MLIR News, 34th edition (5/15 - 5/28/2021)

See the previous published edition.
Welcome to the thirty-fourth issue of the MLIR (bi)Weekly, a newsletter covering developments in MLIR, and related projects in the ecosystem. MLIR (bi)Weekly is brought to you by a collective effort of contributors, we welcome your contributions!

The sources for the MLIR logo (in all its variants) are now publicly available here.




  • Sparse tensor support:
    • Codegen now handles the “dimension ordering” part to the sparse tensor type (e.g. row-wise vs. column-wise for matrices but generalized to n-dimensional).
    • Python bindings with sparse tensor dialect and transformations have been implemented. As proof of concept, a Python program was written that generates and runs kernels for all sparse annotation combinations for SpMxSpM (64 total). This is ideal for verifying correctness of codegen but also performing a state space search for the best performing kernel variant
  • MLIR Async dialect supports error propagation (similar to TFRT AsyncValue).

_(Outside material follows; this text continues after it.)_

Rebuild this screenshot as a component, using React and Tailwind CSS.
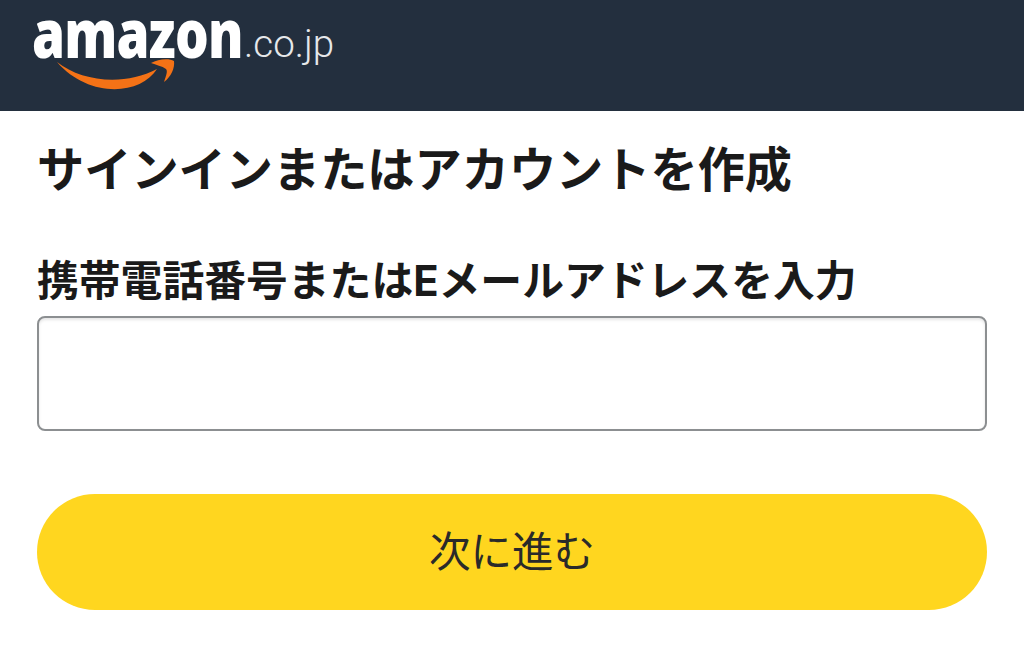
const cjk = "font-['Inter','Noto_Sans_CJK_JP',sans-serif]";

function Logo() {
  return (
    <div className="relative flex h-[111px] items-start pl-[32px]">
      <span className="mr-[-58px] inline-block origin-left scale-x-[0.78] whitespace-nowrap text-[68px] font-extrabold leading-[64px] tracking-[-1px] text-white font-['Open_Sans',sans-serif]">amazon</span>
      <span className="mt-[20px] text-[38.5px] font-light leading-[48px] text-[#e6e8ea] font-['Roboto',sans-serif]">.co.jp</span>
      <svg className="absolute left-0 top-0" width="200" height="111" viewBox="0 0 200 111">
        <path d="M57 62 C82 82 125 86 157 69 C140 96 88 98 57 62 Z" fill="#f47216" />
        <path d="M151 63 C158 59 169 58 174 61 C175 68 171 77 164 82 C166 76 168 71 166 69 C162 66 156 65 151 63 Z" fill="#f47216" />
      </svg>
    </div>
  );
}

export default function App() {
  return (
    <div className={`h-[649px] w-[1024px] overflow-hidden bg-white ${cjk}`}>
      <header className="h-[111px] bg-[#232f3e]">
        <Logo />
      </header>
      <main className="px-[37px]">
        <h1 className="mt-[32px] text-[47.2px] font-bold leading-[54px] text-[#1a1a1a]">サインインまたはアカウントを作成</h1>
        <label className="mt-[59px] block text-[41.8px] font-bold leading-[50px] text-[#1a1a1a]">携帯電話番号またはEメールアドレスを入力</label>
        <input className="mt-[10px] block h-[115px] w-[950px] rounded-[8px] border-[2.5px] border-[#8c8f91] bg-white shadow-[inset_0_2px_3px_rgba(0,0,0,0.1)]" />
        <button className="mt-[63px] flex h-[116px] w-[950px] items-center justify-center rounded-[58px] bg-[#ffd61f] text-[41.5px] text-[#2a2a2a]">次に進む</button>
      </main>
    </div>
  );
}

  • spv.module is changed to be SingleBlock + NoTerminator. This helps to remove spv.mlir.endmodule.

In the Ecosystem

IREE : An Experimental MLIR Execution Environment

  • Replaced the VMLA reference back-end with VMVX. The motivation was to build a new reference back-end that is architecturally aligned with how the other back-ends have evolved.
  • Added static library loading, in support of embedded use cases.
  • LLVM backend now uses dynamic pass pipelines, part of a larger effort to make compilation more configurable and dynamic.
  • MobileBERT TFLite model compiling successfully via TOSA.
  • CUDA backend:
    • Extended functional support to all XLA ops supported in IREE
    • MobileNet runs successfully as well as some other smaller models
    • Made the compilation flow more general to support targeting CUDA and ROCM through the same path
    • Looking at solving the first level of obvious performance problems in MobileNet

TensorFlow / MLIR-HLO

Kernel Generator

  • Generalized rank specialization has landed. Now it is possible to generate code for unranked kernels that result in an expression of cwise TF ops.
  • Support for TF ops on complex types is further expanded. mHLO operations now can be lowered to complex.mul, complex.eq, complex.neq, complex.div. IEEE 754 implementation of complex division is coming.
  • We are further experimenting with linalg vectorization for broadcasting logic. First results show that MLIR-generated kernels with vectorization are faster than the Eigen-generated ones.


Following the presentation on DISC last months, AliBaba started upstreaming their code (PR 1, 2, 3, 4)

Recent Talks

Recent Publications

The Evolution of Domain-Specific Computing for Deep Learning in IEEE Circuits and Systems Magazine teases how Xilinx is using MLIR dialects to represent multicore devices with explicit data movement.

[…] this section provides an overview of how we are leveraging MLIR instruction to build next-generation domain-specific tooling for Xilinx Versal devices.